Zudem fiel den Forschern auf: Trug die Schauspielerin mit Wurzeln im Ausland offenes Haar, gewöhnlich in Deutschland getragene Kleidung und ein Kreuz oder kein religiöses Symbol, so wurde ihr im Durchschnitt in etwa dieselbe Hilfsbereitschaft zuteil wie der deutschen Schauspielerin.
Religion spiele beim Umgang mit Zuwanderern wohl eine größere Rolle als ethnische Zugehörigkeit, schlussfolgern die Forscher. "Wir fanden keinen Hinweis auf ethnische Diskriminierung per se", schreiben sie in der Studie mit Blick auf ihr eigenes Experiment. Allerdings fragte das Team um Sambanis die Passanten nicht, ob sie der Frau mit Hidschab tatsächlich wegen ihrer sichtbaren Zugehörigkeit zum Islam seltener geholfen hatten.

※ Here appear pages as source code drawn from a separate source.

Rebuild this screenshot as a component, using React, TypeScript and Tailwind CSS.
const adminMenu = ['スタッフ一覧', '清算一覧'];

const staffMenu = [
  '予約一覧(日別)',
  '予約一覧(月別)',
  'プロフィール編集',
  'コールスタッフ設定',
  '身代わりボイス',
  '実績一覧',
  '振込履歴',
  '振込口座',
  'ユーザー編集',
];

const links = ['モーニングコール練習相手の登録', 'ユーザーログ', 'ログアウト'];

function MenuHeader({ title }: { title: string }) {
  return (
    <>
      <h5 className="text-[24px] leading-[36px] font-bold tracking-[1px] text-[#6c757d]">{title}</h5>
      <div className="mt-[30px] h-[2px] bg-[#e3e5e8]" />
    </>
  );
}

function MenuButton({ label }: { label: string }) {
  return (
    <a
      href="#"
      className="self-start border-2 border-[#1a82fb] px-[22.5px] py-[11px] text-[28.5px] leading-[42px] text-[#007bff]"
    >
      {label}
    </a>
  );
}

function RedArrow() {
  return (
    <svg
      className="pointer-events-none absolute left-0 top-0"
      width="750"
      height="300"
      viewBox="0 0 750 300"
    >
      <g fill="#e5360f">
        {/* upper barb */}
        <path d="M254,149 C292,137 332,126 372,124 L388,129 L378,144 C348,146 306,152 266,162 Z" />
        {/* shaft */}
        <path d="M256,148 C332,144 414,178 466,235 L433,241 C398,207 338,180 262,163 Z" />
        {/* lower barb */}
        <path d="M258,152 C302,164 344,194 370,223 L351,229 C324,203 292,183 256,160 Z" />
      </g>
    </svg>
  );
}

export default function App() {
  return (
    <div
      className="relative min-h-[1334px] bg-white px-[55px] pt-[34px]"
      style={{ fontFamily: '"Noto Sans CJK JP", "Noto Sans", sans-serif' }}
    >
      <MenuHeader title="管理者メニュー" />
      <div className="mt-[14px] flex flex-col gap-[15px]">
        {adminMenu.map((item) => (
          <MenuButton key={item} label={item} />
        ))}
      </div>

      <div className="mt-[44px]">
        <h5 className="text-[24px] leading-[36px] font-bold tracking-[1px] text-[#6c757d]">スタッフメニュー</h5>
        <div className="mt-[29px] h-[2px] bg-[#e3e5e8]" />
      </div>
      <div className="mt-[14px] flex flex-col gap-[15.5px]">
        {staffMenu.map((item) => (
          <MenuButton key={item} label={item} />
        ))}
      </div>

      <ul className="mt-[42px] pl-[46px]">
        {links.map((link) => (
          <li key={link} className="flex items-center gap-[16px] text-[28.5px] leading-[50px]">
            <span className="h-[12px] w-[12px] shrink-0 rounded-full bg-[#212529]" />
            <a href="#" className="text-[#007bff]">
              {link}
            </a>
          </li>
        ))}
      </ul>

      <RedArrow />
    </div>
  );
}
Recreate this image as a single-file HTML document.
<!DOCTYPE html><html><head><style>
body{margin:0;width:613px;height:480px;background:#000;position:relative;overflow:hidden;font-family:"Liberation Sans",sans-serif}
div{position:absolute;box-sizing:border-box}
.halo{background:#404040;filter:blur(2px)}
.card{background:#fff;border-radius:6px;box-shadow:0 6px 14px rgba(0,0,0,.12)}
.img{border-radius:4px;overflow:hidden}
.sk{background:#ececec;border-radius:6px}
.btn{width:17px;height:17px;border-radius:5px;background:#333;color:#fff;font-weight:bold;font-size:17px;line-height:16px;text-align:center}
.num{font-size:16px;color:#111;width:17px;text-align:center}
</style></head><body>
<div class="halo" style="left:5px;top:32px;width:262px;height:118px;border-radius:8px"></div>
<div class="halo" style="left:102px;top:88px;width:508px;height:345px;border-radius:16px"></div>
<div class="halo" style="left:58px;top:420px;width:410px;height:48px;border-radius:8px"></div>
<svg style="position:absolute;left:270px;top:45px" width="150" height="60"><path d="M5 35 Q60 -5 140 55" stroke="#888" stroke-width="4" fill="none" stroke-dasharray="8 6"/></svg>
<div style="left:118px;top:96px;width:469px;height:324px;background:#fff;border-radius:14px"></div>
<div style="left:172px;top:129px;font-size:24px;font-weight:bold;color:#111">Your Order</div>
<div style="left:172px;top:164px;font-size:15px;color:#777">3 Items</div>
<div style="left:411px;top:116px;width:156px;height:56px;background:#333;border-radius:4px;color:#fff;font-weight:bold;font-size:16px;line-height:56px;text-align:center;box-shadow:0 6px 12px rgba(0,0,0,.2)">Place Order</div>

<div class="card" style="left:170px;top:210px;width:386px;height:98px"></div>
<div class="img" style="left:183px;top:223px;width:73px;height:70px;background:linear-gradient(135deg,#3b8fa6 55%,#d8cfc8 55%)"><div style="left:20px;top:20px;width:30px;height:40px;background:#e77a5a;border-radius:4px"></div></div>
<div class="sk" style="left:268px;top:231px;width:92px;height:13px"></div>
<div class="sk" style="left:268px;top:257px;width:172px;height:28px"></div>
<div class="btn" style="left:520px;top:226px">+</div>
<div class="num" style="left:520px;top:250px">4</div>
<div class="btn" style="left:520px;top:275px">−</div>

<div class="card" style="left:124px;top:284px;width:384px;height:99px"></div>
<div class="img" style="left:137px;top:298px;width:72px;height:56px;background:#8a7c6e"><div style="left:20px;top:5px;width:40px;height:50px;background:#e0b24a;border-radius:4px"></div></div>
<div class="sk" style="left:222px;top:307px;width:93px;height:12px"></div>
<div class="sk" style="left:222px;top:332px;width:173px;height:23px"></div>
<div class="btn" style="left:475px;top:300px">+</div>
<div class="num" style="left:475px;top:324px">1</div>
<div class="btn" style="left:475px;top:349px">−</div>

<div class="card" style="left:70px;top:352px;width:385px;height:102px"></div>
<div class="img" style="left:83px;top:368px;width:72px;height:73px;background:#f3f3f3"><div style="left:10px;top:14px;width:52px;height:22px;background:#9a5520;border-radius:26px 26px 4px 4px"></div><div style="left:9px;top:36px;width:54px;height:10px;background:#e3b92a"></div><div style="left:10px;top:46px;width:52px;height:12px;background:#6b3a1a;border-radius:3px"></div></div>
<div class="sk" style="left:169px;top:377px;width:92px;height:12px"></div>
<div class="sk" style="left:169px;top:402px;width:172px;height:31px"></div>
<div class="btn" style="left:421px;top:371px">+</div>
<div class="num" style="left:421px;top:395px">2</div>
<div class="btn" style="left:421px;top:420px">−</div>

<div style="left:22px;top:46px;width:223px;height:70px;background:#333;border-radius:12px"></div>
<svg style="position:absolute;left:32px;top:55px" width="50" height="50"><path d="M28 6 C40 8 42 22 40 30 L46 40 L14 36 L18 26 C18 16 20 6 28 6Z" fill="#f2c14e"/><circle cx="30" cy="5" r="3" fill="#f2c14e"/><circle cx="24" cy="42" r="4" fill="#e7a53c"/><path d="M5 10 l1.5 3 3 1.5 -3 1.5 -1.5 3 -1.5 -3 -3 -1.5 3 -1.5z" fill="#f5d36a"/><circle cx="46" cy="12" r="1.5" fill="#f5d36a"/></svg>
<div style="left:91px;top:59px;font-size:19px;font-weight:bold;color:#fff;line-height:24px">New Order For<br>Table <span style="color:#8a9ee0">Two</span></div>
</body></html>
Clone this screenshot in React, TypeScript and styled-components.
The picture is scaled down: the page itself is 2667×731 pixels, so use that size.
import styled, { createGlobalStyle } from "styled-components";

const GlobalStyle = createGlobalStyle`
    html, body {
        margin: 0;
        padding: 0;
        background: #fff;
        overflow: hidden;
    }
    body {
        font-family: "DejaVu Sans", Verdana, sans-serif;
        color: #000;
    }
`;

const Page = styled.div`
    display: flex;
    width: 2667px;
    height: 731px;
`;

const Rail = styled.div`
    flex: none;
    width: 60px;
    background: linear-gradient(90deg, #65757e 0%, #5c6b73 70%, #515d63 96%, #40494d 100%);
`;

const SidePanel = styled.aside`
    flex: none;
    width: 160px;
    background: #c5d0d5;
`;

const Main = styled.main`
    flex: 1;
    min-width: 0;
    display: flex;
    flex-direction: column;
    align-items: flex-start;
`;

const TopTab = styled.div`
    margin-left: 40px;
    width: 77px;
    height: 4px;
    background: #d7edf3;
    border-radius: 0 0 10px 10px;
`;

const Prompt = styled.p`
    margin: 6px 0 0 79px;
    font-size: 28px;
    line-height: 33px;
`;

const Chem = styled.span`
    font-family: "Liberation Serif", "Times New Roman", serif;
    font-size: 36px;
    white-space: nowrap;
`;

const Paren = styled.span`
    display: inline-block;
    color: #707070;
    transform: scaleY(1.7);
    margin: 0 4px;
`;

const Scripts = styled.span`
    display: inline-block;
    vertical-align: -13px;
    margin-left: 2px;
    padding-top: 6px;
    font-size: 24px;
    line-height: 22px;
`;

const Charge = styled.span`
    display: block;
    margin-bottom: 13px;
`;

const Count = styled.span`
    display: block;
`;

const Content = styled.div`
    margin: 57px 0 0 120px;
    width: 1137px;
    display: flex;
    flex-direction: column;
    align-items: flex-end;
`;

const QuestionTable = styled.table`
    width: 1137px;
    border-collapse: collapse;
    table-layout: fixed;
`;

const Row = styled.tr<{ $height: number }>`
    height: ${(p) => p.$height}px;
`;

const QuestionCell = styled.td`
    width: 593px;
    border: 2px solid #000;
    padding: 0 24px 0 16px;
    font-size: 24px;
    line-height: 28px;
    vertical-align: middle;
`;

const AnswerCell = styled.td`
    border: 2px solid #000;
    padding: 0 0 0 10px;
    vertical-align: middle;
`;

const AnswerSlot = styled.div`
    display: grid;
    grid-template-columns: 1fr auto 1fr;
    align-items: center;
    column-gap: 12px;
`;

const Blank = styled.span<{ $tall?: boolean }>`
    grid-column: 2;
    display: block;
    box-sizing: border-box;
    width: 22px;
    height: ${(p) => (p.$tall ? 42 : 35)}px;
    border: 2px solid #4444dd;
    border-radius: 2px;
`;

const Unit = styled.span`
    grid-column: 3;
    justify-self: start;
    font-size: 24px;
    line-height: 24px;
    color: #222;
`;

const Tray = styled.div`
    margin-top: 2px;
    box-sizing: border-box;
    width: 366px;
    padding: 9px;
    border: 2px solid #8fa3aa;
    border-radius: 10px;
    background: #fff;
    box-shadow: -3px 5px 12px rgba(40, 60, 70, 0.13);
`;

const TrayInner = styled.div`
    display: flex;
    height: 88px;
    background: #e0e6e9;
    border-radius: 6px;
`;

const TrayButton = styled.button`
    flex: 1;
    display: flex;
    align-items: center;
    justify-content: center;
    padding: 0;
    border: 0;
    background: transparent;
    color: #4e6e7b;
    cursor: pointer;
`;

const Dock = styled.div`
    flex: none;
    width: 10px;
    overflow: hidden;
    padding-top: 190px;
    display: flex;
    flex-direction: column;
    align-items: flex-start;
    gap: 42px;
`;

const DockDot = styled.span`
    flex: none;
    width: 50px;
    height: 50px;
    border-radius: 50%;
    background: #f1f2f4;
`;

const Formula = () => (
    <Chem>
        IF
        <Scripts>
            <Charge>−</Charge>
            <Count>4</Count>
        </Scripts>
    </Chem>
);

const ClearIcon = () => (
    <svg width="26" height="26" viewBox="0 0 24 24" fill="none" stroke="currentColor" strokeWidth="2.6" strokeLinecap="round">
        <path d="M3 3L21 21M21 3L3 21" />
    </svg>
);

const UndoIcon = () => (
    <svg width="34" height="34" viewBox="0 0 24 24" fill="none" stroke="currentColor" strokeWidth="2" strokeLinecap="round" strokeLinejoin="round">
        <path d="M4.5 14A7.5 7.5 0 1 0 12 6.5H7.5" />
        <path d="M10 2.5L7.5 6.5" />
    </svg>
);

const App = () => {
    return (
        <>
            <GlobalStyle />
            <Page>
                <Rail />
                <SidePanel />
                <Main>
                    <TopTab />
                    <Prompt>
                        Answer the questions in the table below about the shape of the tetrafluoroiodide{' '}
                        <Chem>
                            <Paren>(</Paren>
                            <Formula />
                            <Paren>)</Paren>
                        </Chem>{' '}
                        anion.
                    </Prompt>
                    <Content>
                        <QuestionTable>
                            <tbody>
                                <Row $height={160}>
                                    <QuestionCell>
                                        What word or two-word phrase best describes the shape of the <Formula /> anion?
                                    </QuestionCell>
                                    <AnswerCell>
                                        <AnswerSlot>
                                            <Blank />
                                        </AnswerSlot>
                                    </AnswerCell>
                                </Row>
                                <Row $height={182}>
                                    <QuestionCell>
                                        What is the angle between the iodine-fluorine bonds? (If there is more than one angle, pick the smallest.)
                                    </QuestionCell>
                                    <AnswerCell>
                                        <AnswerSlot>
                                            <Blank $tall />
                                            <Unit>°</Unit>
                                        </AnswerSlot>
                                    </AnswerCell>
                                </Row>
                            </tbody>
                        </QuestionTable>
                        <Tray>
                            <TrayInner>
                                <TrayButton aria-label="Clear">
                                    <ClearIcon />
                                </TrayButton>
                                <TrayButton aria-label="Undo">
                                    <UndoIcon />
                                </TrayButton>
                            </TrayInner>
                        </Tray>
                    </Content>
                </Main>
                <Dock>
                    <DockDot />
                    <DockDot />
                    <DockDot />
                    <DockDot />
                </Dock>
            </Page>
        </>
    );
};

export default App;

Oder ob andere Faktoren eine Rolle spielten, etwa dass ihr aufgrund ihres Kopftuchs ein mangelnder Integrationswille unterstellt wurde.
"Es gibt immer bestimmte Symbole, die Fremdheit signalisieren", sagt der Sozialpsychologe Ulrich Wagner von der Universität in Marburg, der nicht an der Untersuchung beteiligt war. "Und ich würde zustimmen, dass dies im Moment in Deutschland tatsächlich offen erkennbare muslimische Zugehörigkeit ist."
Der Einschätzung Wagners nach kommt es immer wieder und in sehr vielen Gesellschaften zu Ausgrenzungen von Menschen, die bestimmten Gruppen angehören. Welche Gruppe gerade ausgegrenzt werde, hänge von politischen und zeithistorischen Umständen ab.
Die Forscher wählten der Uni von Pennsylvania zufolge Deutschland unter anderem wegen der vielen Einwanderer und Flüchtlinge als Experimentierfeld aus. Aber auch weil viele Deutsche nach Ansicht der US-Forscher zu gemeinsamen sozialen Normen neigten, insbesondere der Ordnungsliebe.
Die Experimente wurden in rund 30 Bahnhöfen in den Bundesländern Nordrhein-Westfalen, Sachsen und Brandenburg durchgeführt. Dabei wurden über einen Zeitraum von drei Wochen im Juli und August 2018 insgesamt 1614 Interaktionen beobachtet. 7142 Umstehende waren daran unwissentlich beteiligt.